A few days ago I rehung my hummingbird feeder outside my computer window with my other birdie things. I've seen the little hummingbird drinking many times already. He (or she) must have been standing by waiting for it. He is here now drinking and making tiny little "humming" sounds almost like a bumblebee. Sorry, I was too slow to capture Mr. Hummingbird.
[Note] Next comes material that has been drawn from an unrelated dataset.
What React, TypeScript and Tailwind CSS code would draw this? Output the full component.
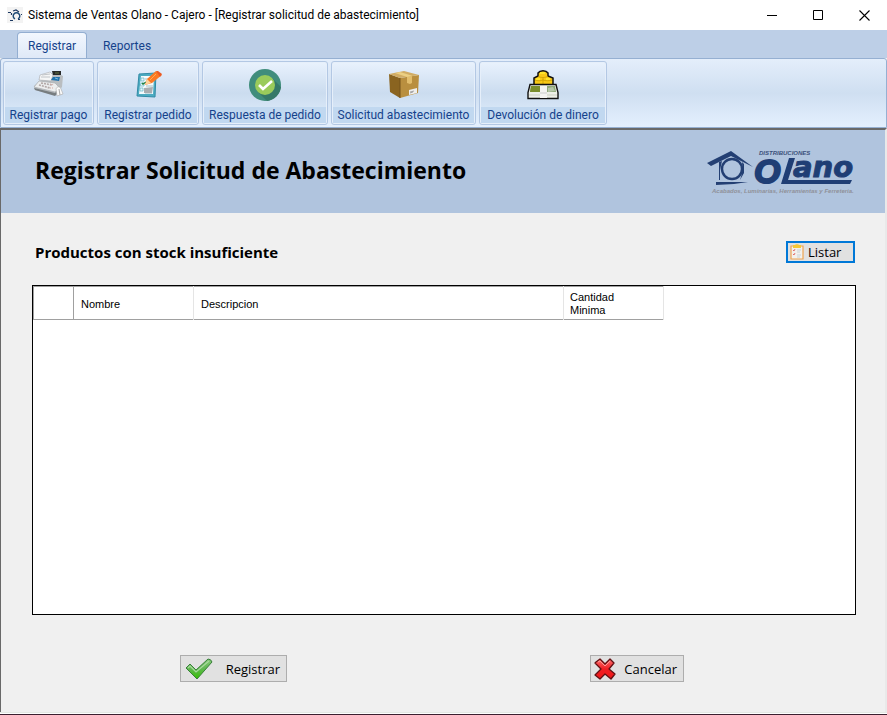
import type { ReactNode } from "react";

function AppIcon() {
  return (
    <svg viewBox="0 0 16 16" className="h-4 w-4 bg-[#f3f3f3]" aria-hidden="true">
      <path d="M1 5.500h3M6 4l3-1 3 2M4.500 6v2M3 13.500h3" fill="none" stroke="#1d3a63" strokeWidth="1.200" />
      <path d="M8 12a3.300 3.300 0 1 1 3 0" fill="none" stroke="#1d4a75" strokeWidth="1.400" />
      <path d="M11 12.500h2M14 7.500h1" stroke="#1d3a63" />
    </svg>
  );
}

function RegisterIcon() {
  return (
    <svg viewBox="0 0 32 32" className="h-8 w-8" aria-hidden="true">
      <path d="M7 12 22 3 30 7 29 18 22 26 2 21 1 17Z" fill="#b9bdc0" />
      <path d="M7 6 17 3 20 6 18 12 6 11Z" fill="#f5f6f6" stroke="#a7aaad" strokeWidth=".6" />
      <path d="m9 6 8-1M8 8l9 0" stroke="#c0c4c8" />
      <path d="m19 2 9 0 0 4-8 0Z" fill="#292b2a" />
      <path d="m22 4 4 0" stroke="#647540" />
      <path d="m20 8 7 0-1 4-8-1Z" fill="#2273ad" />
      <path d="m22 9 3 1" stroke="#7fc0e5" />
      <path d="m6 12 16 2 5 5-5 4L1 18Z" fill="#eceeef" stroke="#a9adb0" strokeWidth=".7" />
      <path d="m8 14 11 2m-13 0 11 3" stroke="#b3a9a8" strokeWidth="1.6" strokeDasharray="2 1" />
      <path d="m17 15 4 1m-4 3 4 0" stroke="#d8a9a0" strokeDasharray="1 1" />
      <path d="m1 19 21 5 4-4v3l-4 4L2 21Z" fill="#777d80" />
      <path d="M23 20c1-3 4-3 5 0l2 5-6 2Z" fill="#fafafa" stroke="#aaa" strokeWidth=".6" />
      <path d="m26 20 1 6" stroke="#aaa" />
    </svg>
  );
}

function OrderIcon() {
  return (
    <svg viewBox="0 0 32 32" className="h-8 w-8" aria-hidden="true">
      <path d="m7 5 17-1-1 24-18-1Z" fill="#4cabc1" stroke="#328ba6" />
      <path d="m9 7 13 0-1 18-14 0Z" fill="#f4fbfd" />
      <path d="M9 9h3v3H9Zm0 5h3v3H8Zm-1 5h3v3H8Z" fill="#e6f7fb" stroke="#62b5c7" strokeWidth=".7" />
      <path d="m10 14 1 1 3-2" fill="none" stroke="#238345" strokeWidth="1.500" />
      <path d="m13 10 5 0m-4 7 7 0m-8 7 7 0" stroke="#a5bec5" />
      <path d="m12 19 9-1-1 6-8 0Z" fill="#a9adb0" />
      <path d="m13 16 2-6L24 2l6 4-10 8Z" fill="#fb7925" />
      <path d="m24 2 2 0 4 3-2 3Z" fill="#ea5a25" />
      <path d="m15 10 4 4-6 2Z" fill="#ffd39c" />
      <path d="m18 11 6-6" stroke="#ffae4e" />
    </svg>
  );
}

function CheckCircleIcon() {
  return (
    <svg viewBox="0 0 32 32" className="h-8 w-8" aria-hidden="true">
      <circle cx="16" cy="16" r="16" fill="#408d7c" />
      <path d="m23 9 9 9A16 16 0 0 1 18 32L8 22Z" fill="#357968" />
      <circle cx="16" cy="16" r="10" fill="#9acb5b" />
      <path d="m10 16 4 4 9-8" fill="none" stroke="#fff" strokeWidth="2.600" />
    </svg>
  );
}

function BoxIcon() {
  return (
    <svg viewBox="0 0 32 32" className="h-8 w-8" aria-hidden="true">
      <path d="m1 5 11 4 0 20L2 23Z" fill="#8a6420" />
      <path d="m12 9 19-3-1 18-18 5Z" fill="#b98f3f" />
      <path d="M1 5 16 2l15 4-19 3Z" fill="#d1ac64" />
      <path d="m7 4 5-1 13 4-6 1Z" fill="#ecd083" />
      <path d="m19 8 5-1v7l-2 1-3-1Z" fill="#e2bd6c" />
      <path d="M12 9v20" stroke="#75521b" />
      <path d="m21 21 8-2v5l-8 2Z" fill="#eee" />
      <path d="m22 23 4-1m-4 2 3-1" stroke="#888" strokeWidth=".7" />
    </svg>
  );
}

function MoneyIcon() {
  return (
    <svg viewBox="0 0 32 32" className="h-8 w-8" aria-hidden="true">
      <path d="M7 17V9l4-2V4c2-3 8-3 10 0v3l5 2v8Z" fill="#f9c916" stroke="#111" strokeWidth="1.500" />
      <path d="M11 7c2 2 8 2 10 0M8 11c2 1 6 1 8 0m0 0c2 1 7 1 9 0M16 9v6" fill="none" stroke="#c79a00" strokeWidth=".7" />
      <path d="m13 4 5 0M9 10l4 0m6 0 4 0" stroke="#ffec36" strokeWidth="1.400" />
      <path d="M3 15.500h26l2 8v6H1v-6Z" fill="#eef0e8" stroke="#111" strokeWidth="1.400" />
      <path d="M4 17h24l1 6H3Z" fill="#8ea878" />
      <path d="M4 17h9v6H3Z" fill="#7b8e2c" />
      <path d="m21 19 5-1 2 4-7 1Z" fill="#b5c6a8" />
      <path d="M2 26h28" stroke="#cfd2c6" />
      <path d="M13 17h7v12h-7Z" fill="#f4f4f2" />
      <path d="M13 24h7" stroke="#ccc" />
    </svg>
  );
}

function ClipboardIcon() {
  return (
    <svg viewBox="0 0 14 16" className="h-4 w-3.5" aria-hidden="true">
      <path d="M1 2h12v13H1Z" fill="#f3f1ed" stroke="#eda451" strokeWidth="1.200" />
      <path d="M3 1h2c0-1 4-1 4 0h2v3H3Z" fill="#f6c936" />
      <path d="m3 6 1 1 1-2M3 10l1 1 1-2" fill="none" stroke="#df6261" strokeWidth=".9" />
      <path d="M7 6h4M7 8h3m-3 3h4m-4 2h3" stroke="#c8d3d8" />
    </svg>
  );
}

function GreenCheckIcon() {
  return (
    <svg viewBox="0 0 28 22" className="h-[22px] w-7" aria-hidden="true">
      <defs>
        <linearGradient id="green" x2="0" y2="1">
          <stop stopColor="#86c779" />
          <stop offset=".5" stopColor="#5fb84f" />
          <stop offset="1" stopColor="#35c000" />
        </linearGradient>
      </defs>
      <path d="m1 10 4-4 6 6L23 1q3 0 4 3L12 21Z" fill="url(#green)" stroke="#39803a" strokeLinejoin="round" />
      <path d="m3 10 2-2 6 6L24 3" fill="none" stroke="#a9d99e" strokeWidth="1.200" />
    </svg>
  );
}

function RedCrossIcon() {
  return (
    <svg viewBox="0 0 22 22" className="h-[22px] w-[22px]" aria-hidden="true">
      <defs>
        <linearGradient id="red" x2="0" y2="1">
          <stop stopColor="#ff7373" />
          <stop offset=".5" stopColor="#f01d22" />
          <stop offset="1" stopColor="#ef1717" />
        </linearGradient>
      </defs>
      <path
        d="M2 4 6 1l5 5 5-5 4 4-5 6 6 5-4 5-6-5-5 5-5-4 6-6-6-6Z"
        fill="url(#red)"
        stroke="#611013"
        strokeWidth="1.300"
        strokeLinejoin="round"
      />
      <path d="m4 4 2-1 5 5 5-5" fill="none" stroke="#ff9a96" />
    </svg>
  );
}

function RibbonButton({ label, icon, width }: { label: string; icon: ReactNode; width: string }) {
  return (
    <button
      type="button"
      className={`flex h-16 shrink-0 flex-col items-center rounded-[3px] border border-[#b3c8e4] bg-linear-to-b from-[#e9f2fd] via-[#cbdcef] to-[#e2effd] p-px shadow-[inset_0_0_0_1px_#e6effa] ${width}`}
    >
      <span className="flex h-[46px] items-center">{icon}</span>
      <span className="flex h-4 w-full items-center justify-center bg-[#c1d8f0] text-[12px] leading-4 whitespace-nowrap text-[#15428b]">
        {label}
      </span>
    </button>
  );
}

function Logo() {
  return (
    <svg viewBox="0 0 150 50" className="h-[50px] w-[150px]" role="img" aria-label="Distribuciones Olano">
      <path d="M1 16 25 4 47 20 25 9 5 19Z" fill="#233f73" />
      <path d="m13 15 3-1-2 9 0 10-1 0Z" fill="#233f73" />
      <path d="M10 35 42 35 28 37 10 38Z" fill="#233f73" />
      <circle cx="26" cy="22" r="10" fill="none" stroke="#233f73" strokeWidth="2.400" />
      <path d="m36 15 2 2v9l-4 7c2-6 3-11 2-18Z" fill="#233f73" />
      <g fontStyle="italic" fontWeight="bold">
        <text x="53" y="8" fontSize="6" fontFamily="Liberation Sans, Arial, sans-serif" fill="#3c517b">
          DISTRIBUCIONES
        </text>
        <text x="48" y="36" fontSize="34" fontFamily="Liberation Sans, Arial, sans-serif" fill="#1f3e75" stroke="#1f3e75" strokeWidth="2">
          O
        </text>
        <text x="87" y="30" fontSize="29" fontFamily="DejaVu Sans, Verdana, sans-serif" fill="#1f3e75" stroke="#1f3e75">
          ano
        </text>
        <text x="6" y="46" fontSize="6" fontFamily="Liberation Sans, Arial, sans-serif" fill="#8f9199">
          Acabados, Luminarias, Herramientas y Ferreteria.
        </text>
      </g>
      <path d="M83 11h6l-7 22h64l-2 4H75Z" fill="#1f3e75" />
    </svg>
  );
}

function TitleBar() {
  return (
    <header className="flex h-[30px] items-center justify-between bg-white pl-[7px] font-[Roboto,sans-serif] text-[12px] text-black">
      <div className="flex items-center gap-[5px]">
        <AppIcon />
        <span className="whitespace-nowrap">Sistema de Ventas Olano - Cajero - [Registrar solicitud de abastecimiento]</span>
      </div>
      <div className="flex h-full">
        <button type="button" aria-label="Minimizar" className="flex w-[46px] items-center justify-center">
          <svg viewBox="0 0 11 11" className="size-[11px]"><path d="M0 5.5h10" stroke="#000" /></svg>
        </button>
        <button type="button" aria-label="Maximizar" className="flex w-[46px] items-center justify-center">
          <svg viewBox="0 0 11 11" className="size-[11px]"><path d="M.5.5h9v9h-9Z" fill="none" stroke="#000" /></svg>
        </button>
        <button type="button" aria-label="Cerrar" className="flex w-[46px] items-center justify-center">
          <svg viewBox="0 0 11 11" className="size-[11px]"><path d="m.5.5 10 10m0-10-10 10" stroke="#000" strokeWidth="1.1" /></svg>
        </button>
      </div>
    </header>
  );
}

export default function App() {
  return (
    <div className="flex min-h-screen flex-col bg-[#f0f0f0] font-['Open_Sans','Noto_Sans',sans-serif] text-black">
      <TitleBar />

      <nav className="flex h-7 items-end bg-[#bdcfe7] pl-[17px] font-[Roboto,sans-serif] text-[12px] text-[#15428b]">
        <button type="button" className="h-[26px] w-[70px] rounded-t-[4px] border border-b-0 border-[#93aed1] bg-linear-to-b from-[#f2f7fe] to-[#dfe9f7]">
          Registrar
        </button>
        <button type="button" className="h-[26px] w-20 pt-px">Reportes</button>
      </nav>

      <div className="flex h-[70px] gap-[3px] rounded-t-[3px] border border-[#96b0d2] bg-linear-to-b from-[#e4eefb] via-[#cfdff1] to-[#e4f0fe] px-[2px] pt-[2px] font-[Roboto,sans-serif]">
        <RibbonButton width="w-[91px]" label="Registrar pago" icon={<RegisterIcon />} />
        <RibbonButton width="w-[102px]" label="Registrar pedido" icon={<OrderIcon />} />
        <RibbonButton width="w-[126px]" label="Respuesta de pedido" icon={<CheckCircleIcon />} />
        <RibbonButton width="w-[145px]" label="Solicitud abastecimiento" icon={<BoxIcon />} />
        <RibbonButton width="w-[128px]" label="Devolución de dinero" icon={<MoneyIcon />} />
      </div>

      <main className="flex grow flex-col border-t-2 border-r-2 border-l border-t-[#696969] border-r-[#e9e9e9] border-l-[#696969]">
        <div className="flex h-[83px] items-center justify-between bg-[#b0c4de] pr-[29px] pl-[34px]">
          <h1 className="pb-1 text-[23px] leading-8 font-bold">Registrar Solicitud de Abastecimiento</h1>
          <Logo />
        </div>

        <section className="flex grow flex-col pr-[29px] pl-[31px]">
          <div className="flex items-center justify-between pt-7 pr-px pb-[22px]">
            <h2 className="pl-[3px] text-[15px] leading-[22px] font-bold">Productos con stock insuficiente</h2>
            <button type="button" className="flex h-[22px] w-[69px] items-center gap-1 border-2 border-[#0078d7] bg-[#e1e1e1] pl-[2px] text-[13px]">
              <ClipboardIcon />
              <span className="pt-[2px]">Listar</span>
            </button>
          </div>

          <div className="min-h-[330px] grow border border-black bg-white">
            <table className="w-[630px] table-fixed border-collapse text-left font-['Liberation_Sans',Arial,sans-serif] text-[11px] leading-[13px]">
              <thead>
                <tr className="h-[33px] border-t border-b border-[#a0a0a0]">
                  <th className="w-[40px] border-r border-l border-[#a0a0a0]" aria-label="Fila" />
                  <th className="w-[120px] border-r border-r-[#e5e5e5] pt-[2px] pl-[7px] font-normal">Nombre</th>
                  <th className="w-[370px] border-r border-r-[#e5e5e5] pt-[2px] pl-[7px] font-normal">Descripcion</th>
                  <th className="w-[100px] border-r border-r-[#e5e5e5] pt-[2px] pr-10 pl-[6px] font-normal">Cantidad Minima</th>
                </tr>
              </thead>
            </table>
          </div>

          <div className="grid grid-cols-2 pt-10 pb-[30px] text-[13px]">
            <div className="pl-[148px]">
              <button type="button" className="flex h-[27px] w-[107px] items-center justify-between border border-[#adadad] bg-[#e1e1e1] pr-[6px] pl-1">
                <GreenCheckIcon />
                <span className="pt-[2px]">Registrar</span>
              </button>
            </div>
            <div className="pl-[146px]">
              <button type="button" className="flex h-[27px] w-[94px] items-center justify-between border border-[#adadad] bg-[#e1e1e1] pr-[6px] pl-[3px]">
                <RedCrossIcon />
                <span className="pt-[2px]">Cancelar</span>
              </button>
            </div>
          </div>
        </section>
      </main>
      <footer className="h-[3px] border-t border-b border-t-[#e3e8e3] border-b-[#3b2030] bg-white" />
    </div>
  );
}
And yesterday morning I was drinking my coffee in the swing on the back porch and all of a sudden a squirrel's nest crashed to the ground from one of the pine trees. One little baby squirrel, which didn't even look like a squirrel but like a teeny naked mouse, rolled out onto the open grass and let out the loudest squeaks imaginable. It sounded exactly like Mopsy's squeaky mouse toy. Something to the right of the porch caught my eye and there was this cat I had never seen before. Well, of course, I shooed him away, way out of the yard. I came back to the swing to watch, hoping the mom or dad would come down to get the little squealer. He must have dropped three or four stories. I have thirteen huge pines in my back yard.

I was about to give up when, yep, here she comes, cagey at first, going up and down another tree, sniffing in the birdbath, dashing back toward the fence, each time getting a little nearer on the forward onslaught. Finally, she got to the nesting material, nosed through it, then made a mad dash to the little one, nosed him around some (I saw his legs kicking), picked him up in her mouth just like a cat picks up her young, and sprinted out of my yard with him. I watched and saw her go up one of my neighbor's trees. She said my yard was too dangerous *Rolleyes*.

Then I started wondering whether that was really one of his parents. Maybe a neighbor squirrel family witnessed the event and called the Squirrel Department of Social Services, and that is who the rescuer was. It does seem like the squirrelly parents should be charged with negligence or something, after all, four stories is nothing to sneeze at. They built inadequate housing.

Okay, enough of this nonsense. The little baby was rescued and I am happy.